EXERCISE DETAILS ->
Find the string "styles" in the data, then copy every line where it is found.

COLLECTED DATA ->
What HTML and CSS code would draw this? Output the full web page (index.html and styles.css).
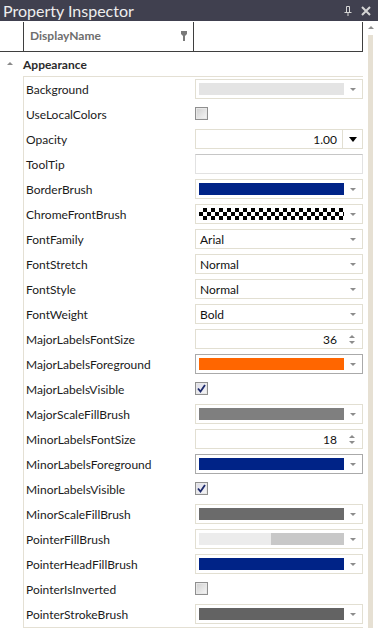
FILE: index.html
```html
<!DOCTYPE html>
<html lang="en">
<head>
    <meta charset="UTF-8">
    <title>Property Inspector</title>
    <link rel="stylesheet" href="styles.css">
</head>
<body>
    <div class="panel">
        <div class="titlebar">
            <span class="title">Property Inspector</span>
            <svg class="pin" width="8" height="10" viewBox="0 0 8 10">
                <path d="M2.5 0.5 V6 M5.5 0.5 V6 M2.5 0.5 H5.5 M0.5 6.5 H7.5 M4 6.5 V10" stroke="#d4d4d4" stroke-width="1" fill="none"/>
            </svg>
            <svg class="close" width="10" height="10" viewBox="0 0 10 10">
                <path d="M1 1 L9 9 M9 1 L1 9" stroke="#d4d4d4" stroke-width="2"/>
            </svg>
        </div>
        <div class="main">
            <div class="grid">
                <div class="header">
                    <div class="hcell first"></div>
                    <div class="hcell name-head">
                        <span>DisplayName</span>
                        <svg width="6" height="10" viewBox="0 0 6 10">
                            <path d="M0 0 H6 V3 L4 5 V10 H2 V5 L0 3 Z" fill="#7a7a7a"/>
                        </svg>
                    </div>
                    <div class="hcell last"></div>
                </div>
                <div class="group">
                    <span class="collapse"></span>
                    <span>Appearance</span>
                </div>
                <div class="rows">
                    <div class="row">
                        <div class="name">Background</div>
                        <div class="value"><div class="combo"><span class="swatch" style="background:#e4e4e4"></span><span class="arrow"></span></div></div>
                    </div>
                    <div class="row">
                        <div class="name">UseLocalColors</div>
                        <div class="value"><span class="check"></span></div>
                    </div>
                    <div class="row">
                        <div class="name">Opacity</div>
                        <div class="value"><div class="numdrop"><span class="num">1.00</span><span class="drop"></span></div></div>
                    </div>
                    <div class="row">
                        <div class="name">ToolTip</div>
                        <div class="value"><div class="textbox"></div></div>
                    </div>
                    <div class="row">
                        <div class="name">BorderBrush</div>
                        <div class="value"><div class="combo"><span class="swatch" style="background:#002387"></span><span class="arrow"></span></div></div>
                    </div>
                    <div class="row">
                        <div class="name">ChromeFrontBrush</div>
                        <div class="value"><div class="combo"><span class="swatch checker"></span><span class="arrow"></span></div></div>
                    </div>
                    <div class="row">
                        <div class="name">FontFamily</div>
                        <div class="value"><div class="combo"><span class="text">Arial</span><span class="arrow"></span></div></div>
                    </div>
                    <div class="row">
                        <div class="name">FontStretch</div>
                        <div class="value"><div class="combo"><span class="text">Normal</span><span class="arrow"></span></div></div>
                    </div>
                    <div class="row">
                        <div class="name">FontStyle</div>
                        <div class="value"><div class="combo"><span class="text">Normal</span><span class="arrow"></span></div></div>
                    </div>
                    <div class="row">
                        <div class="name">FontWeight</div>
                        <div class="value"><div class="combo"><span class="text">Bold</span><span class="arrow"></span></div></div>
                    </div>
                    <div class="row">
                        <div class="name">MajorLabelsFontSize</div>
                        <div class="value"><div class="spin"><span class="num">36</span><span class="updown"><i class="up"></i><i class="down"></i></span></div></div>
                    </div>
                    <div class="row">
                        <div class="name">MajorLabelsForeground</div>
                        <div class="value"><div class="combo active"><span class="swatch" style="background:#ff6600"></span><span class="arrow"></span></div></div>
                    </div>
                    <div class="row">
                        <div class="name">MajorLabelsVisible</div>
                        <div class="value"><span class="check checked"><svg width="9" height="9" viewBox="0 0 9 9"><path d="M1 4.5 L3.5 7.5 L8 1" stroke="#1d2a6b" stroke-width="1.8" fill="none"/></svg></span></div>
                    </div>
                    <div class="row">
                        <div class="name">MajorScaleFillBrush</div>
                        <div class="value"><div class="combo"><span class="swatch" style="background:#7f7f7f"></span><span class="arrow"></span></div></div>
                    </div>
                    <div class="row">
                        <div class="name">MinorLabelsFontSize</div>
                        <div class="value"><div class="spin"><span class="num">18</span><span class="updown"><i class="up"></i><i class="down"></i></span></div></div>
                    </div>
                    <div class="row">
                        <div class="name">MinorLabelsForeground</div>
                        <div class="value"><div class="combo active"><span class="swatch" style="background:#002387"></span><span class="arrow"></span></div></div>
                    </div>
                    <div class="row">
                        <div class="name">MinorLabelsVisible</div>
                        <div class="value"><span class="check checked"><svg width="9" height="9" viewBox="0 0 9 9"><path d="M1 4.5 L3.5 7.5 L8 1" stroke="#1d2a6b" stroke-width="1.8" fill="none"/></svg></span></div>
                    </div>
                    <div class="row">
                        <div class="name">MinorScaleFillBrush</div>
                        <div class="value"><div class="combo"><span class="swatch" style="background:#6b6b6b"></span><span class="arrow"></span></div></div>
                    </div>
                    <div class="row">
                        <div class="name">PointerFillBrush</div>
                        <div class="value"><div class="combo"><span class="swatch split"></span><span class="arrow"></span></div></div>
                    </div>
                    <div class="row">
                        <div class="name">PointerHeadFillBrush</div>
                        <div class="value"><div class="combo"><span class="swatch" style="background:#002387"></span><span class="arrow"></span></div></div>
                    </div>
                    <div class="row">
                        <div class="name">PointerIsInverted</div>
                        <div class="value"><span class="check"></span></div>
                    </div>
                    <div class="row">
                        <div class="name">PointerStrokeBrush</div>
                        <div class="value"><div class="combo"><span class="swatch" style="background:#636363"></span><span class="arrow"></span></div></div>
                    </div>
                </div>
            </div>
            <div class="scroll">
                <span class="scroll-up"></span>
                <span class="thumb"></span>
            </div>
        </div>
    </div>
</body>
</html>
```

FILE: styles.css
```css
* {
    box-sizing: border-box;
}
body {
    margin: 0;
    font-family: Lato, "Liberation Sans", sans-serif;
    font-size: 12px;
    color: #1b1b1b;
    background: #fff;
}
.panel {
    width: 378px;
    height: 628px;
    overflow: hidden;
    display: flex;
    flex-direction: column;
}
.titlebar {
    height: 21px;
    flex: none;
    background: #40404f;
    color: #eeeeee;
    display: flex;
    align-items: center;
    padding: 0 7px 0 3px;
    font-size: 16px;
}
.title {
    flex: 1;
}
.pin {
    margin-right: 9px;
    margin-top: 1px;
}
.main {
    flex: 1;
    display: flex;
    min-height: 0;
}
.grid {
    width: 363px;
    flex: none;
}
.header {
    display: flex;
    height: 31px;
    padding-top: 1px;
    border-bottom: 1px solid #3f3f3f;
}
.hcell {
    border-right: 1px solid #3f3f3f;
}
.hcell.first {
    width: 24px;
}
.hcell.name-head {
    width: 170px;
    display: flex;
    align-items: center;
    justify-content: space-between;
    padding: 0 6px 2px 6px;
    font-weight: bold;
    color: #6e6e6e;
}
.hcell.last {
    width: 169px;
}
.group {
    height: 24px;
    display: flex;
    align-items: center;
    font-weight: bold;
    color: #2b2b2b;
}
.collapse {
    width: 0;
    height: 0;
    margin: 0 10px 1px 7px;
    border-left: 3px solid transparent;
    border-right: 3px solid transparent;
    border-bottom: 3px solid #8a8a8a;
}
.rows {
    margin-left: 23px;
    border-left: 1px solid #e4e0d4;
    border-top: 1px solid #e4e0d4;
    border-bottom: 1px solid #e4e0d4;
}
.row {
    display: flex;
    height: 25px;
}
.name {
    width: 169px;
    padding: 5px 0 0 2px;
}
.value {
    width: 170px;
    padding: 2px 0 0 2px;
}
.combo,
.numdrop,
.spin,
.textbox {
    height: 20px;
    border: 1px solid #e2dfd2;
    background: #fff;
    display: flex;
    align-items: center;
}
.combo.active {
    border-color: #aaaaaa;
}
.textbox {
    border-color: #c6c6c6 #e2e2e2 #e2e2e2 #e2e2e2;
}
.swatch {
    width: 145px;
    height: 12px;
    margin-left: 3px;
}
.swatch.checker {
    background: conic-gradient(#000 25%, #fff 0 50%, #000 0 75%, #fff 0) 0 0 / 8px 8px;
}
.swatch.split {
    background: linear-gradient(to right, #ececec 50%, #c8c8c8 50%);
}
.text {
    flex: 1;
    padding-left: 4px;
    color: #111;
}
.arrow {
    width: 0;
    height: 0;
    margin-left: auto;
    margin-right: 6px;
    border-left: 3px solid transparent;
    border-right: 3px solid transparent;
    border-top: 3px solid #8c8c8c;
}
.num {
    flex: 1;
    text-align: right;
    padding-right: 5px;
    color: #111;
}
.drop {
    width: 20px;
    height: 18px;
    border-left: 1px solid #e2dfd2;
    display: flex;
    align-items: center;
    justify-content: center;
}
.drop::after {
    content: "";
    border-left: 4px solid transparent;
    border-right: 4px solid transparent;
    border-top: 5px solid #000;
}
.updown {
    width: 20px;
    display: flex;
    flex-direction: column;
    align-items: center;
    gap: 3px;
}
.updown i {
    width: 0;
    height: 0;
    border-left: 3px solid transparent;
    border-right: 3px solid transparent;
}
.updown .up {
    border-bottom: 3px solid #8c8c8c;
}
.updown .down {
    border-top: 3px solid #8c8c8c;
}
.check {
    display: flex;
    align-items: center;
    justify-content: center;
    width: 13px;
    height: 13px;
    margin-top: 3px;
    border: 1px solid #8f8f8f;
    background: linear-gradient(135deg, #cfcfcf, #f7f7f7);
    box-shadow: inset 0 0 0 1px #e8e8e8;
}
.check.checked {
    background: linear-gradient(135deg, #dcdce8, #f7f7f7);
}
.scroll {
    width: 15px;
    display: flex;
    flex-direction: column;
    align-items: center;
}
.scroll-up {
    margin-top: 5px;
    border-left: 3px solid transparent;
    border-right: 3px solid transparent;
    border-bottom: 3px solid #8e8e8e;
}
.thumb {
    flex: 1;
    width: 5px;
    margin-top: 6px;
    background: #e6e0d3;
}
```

SOLUTION TO THIS EXERCISE ->
What HTML and CSS code would draw this? Output the full web page (index.html and styles.css).
    <link rel="stylesheet" href="styles.css">
FILE: styles.css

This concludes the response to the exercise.